Quote, without change, all of the lines that follow.

═════ GIVEN MATERIAL

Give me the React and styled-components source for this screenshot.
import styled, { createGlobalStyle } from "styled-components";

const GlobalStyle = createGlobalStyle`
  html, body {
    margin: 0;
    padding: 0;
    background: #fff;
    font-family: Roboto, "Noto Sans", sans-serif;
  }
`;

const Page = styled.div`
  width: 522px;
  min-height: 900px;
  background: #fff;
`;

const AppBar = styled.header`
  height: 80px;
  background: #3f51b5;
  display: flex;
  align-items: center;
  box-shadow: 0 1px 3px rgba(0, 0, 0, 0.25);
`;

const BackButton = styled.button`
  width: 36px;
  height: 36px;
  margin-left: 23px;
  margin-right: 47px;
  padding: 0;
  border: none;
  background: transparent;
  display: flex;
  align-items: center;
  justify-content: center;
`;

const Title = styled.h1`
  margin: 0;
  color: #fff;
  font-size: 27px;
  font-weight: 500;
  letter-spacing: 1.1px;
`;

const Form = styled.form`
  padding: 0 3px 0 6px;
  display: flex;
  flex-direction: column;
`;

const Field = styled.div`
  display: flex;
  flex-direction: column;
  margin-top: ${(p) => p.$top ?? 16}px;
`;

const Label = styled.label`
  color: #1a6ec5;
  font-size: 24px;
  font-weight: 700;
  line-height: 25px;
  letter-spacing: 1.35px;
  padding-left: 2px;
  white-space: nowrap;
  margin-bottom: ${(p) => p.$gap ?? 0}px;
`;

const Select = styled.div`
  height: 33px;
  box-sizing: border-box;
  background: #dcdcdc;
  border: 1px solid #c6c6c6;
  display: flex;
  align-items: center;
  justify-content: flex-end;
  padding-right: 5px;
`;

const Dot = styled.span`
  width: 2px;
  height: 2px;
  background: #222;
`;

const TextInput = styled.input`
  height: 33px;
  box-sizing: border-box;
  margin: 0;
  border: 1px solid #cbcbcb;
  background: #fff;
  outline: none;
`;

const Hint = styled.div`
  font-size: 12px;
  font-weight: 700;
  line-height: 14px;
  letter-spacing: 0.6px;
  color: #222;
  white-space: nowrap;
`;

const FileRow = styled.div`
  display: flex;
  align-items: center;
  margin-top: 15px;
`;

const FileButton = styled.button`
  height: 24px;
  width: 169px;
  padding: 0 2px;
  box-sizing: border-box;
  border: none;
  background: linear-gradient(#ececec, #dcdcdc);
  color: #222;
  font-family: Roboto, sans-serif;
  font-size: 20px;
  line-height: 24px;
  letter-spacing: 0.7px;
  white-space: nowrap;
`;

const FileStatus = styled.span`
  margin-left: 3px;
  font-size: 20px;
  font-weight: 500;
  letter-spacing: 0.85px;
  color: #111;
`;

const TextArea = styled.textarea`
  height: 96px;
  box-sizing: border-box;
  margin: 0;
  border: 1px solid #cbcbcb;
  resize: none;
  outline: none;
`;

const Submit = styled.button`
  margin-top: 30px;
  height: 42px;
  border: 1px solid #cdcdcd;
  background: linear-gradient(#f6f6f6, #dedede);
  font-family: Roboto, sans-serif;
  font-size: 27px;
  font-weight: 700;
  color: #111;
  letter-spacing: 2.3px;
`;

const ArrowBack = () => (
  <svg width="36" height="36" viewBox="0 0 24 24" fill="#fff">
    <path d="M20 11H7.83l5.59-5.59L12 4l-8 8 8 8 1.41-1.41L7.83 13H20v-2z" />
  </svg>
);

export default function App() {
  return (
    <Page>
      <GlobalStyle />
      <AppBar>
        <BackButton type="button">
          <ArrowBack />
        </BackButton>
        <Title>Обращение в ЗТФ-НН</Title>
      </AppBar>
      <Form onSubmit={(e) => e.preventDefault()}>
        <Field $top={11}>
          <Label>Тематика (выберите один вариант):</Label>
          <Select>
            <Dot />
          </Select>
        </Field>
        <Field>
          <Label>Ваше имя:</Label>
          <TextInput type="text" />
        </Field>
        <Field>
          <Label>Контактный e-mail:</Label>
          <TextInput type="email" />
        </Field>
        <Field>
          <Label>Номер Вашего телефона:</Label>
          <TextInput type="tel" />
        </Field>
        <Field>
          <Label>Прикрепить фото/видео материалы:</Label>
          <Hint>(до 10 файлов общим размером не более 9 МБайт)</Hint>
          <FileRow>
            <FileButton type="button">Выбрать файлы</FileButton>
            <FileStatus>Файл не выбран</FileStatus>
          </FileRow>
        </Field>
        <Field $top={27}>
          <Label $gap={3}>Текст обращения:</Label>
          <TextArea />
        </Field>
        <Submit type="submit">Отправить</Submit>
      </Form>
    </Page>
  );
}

══════════

# RIGHT ANSWER
Give me the React and styled-components source for this screenshot.
import styled, { createGlobalStyle } from "styled-components";

const GlobalStyle = createGlobalStyle`
  html, body {
    margin: 0;
    padding: 0;
    background: #fff;
    font-family: Roboto, "Noto Sans", sans-serif;
  }
`;

const Page = styled.div`
  width: 522px;
  min-height: 900px;
  background: #fff;
`;

const AppBar = styled.header`
  height: 80px;
  background: #3f51b5;
  display: flex;
  align-items: center;
  box-shadow: 0 1px 3px rgba(0, 0, 0, 0.25);
`;

const BackButton = styled.button`
  width: 36px;
  height: 36px;
  margin-left: 23px;
  margin-right: 47px;
  padding: 0;
  border: none;
  background: transparent;
  display: flex;
  align-items: center;
  justify-content: center;
`;

const Title = styled.h1`
  margin: 0;
  color: #fff;
  font-size: 27px;
  font-weight: 500;
  letter-spacing: 1.1px;
`;

const Form = styled.form`
  padding: 0 3px 0 6px;
  display: flex;
  flex-direction: column;
`;

const Field = styled.div`
  display: flex;
  flex-direction: column;
  margin-top: ${(p) => p.$top ?? 16}px;
`;

const Label = styled.label`
  color: #1a6ec5;
  font-size: 24px;
  font-weight: 700;
  line-height: 25px;
  letter-spacing: 1.35px;
  padding-left: 2px;
  white-space: nowrap;
  margin-bottom: ${(p) => p.$gap ?? 0}px;
`;

const Select = styled.div`
  height: 33px;
  box-sizing: border-box;
  background: #dcdcdc;
  border: 1px solid #c6c6c6;
  display: flex;
  align-items: center;
  justify-content: flex-end;
  padding-right: 5px;
`;

const Dot = styled.span`
  width: 2px;
  height: 2px;
  background: #222;
`;

const TextInput = styled.input`
  height: 33px;
  box-sizing: border-box;
  margin: 0;
  border: 1px solid #cbcbcb;
  background: #fff;
  outline: none;
`;

const Hint = styled.div`
  font-size: 12px;
  font-weight: 700;
  line-height: 14px;
  letter-spacing: 0.6px;
  color: #222;
  white-space: nowrap;
`;

const FileRow = styled.div`
  display: flex;
  align-items: center;
  margin-top: 15px;
`;

const FileButton = styled.button`
  height: 24px;
  width: 169px;
  padding: 0 2px;
  box-sizing: border-box;
  border: none;
  background: linear-gradient(#ececec, #dcdcdc);
  color: #222;
  font-family: Roboto, sans-serif;
  font-size: 20px;
  line-height: 24px;
  letter-spacing: 0.7px;
  white-space: nowrap;
`;

const FileStatus = styled.span`
  margin-left: 3px;
  font-size: 20px;
  font-weight: 500;
  letter-spacing: 0.85px;
  color: #111;
`;

const TextArea = styled.textarea`
  height: 96px;
  box-sizing: border-box;
  margin: 0;
  border: 1px solid #cbcbcb;
  resize: none;
  outline: none;
`;

const Submit = styled.button`
  margin-top: 30px;
  height: 42px;
  border: 1px solid #cdcdcd;
  background: linear-gradient(#f6f6f6, #dedede);
  font-family: Roboto, sans-serif;
  font-size: 27px;
  font-weight: 700;
  color: #111;
  letter-spacing: 2.3px;
`;

const ArrowBack = () => (
  <svg width="36" height="36" viewBox="0 0 24 24" fill="#fff">
    <path d="M20 11H7.83l5.59-5.59L12 4l-8 8 8 8 1.41-1.41L7.83 13H20v-2z" />
  </svg>
);

export default function App() {
  return (
    <Page>
      <GlobalStyle />
      <AppBar>
        <BackButton type="button">
          <ArrowBack />
        </BackButton>
        <Title>Обращение в ЗТФ-НН</Title>
      </AppBar>
      <Form onSubmit={(e) => e.preventDefault()}>
        <Field $top={11}>
          <Label>Тематика (выберите один вариант):</Label>
          <Select>
            <Dot />
          </Select>
        </Field>
        <Field>
          <Label>Ваше имя:</Label>
          <TextInput type="text" />
        </Field>
        <Field>
          <Label>Контактный e-mail:</Label>
          <TextInput type="email" />
        </Field>
        <Field>
          <Label>Номер Вашего телефона:</Label>
          <TextInput type="tel" />
        </Field>
        <Field>
          <Label>Прикрепить фото/видео материалы:</Label>
          <Hint>(до 10 файлов общим размером не более 9 МБайт)</Hint>
          <FileRow>
            <FileButton type="button">Выбрать файлы</FileButton>
            <FileStatus>Файл не выбран</FileStatus>
          </FileRow>
        </Field>
        <Field $top={27}>
          <Label $gap={3}>Текст обращения:</Label>
          <TextArea />
        </Field>
        <Submit type="submit">Отправить</Submit>
      </Form>
    </Page>
  );
}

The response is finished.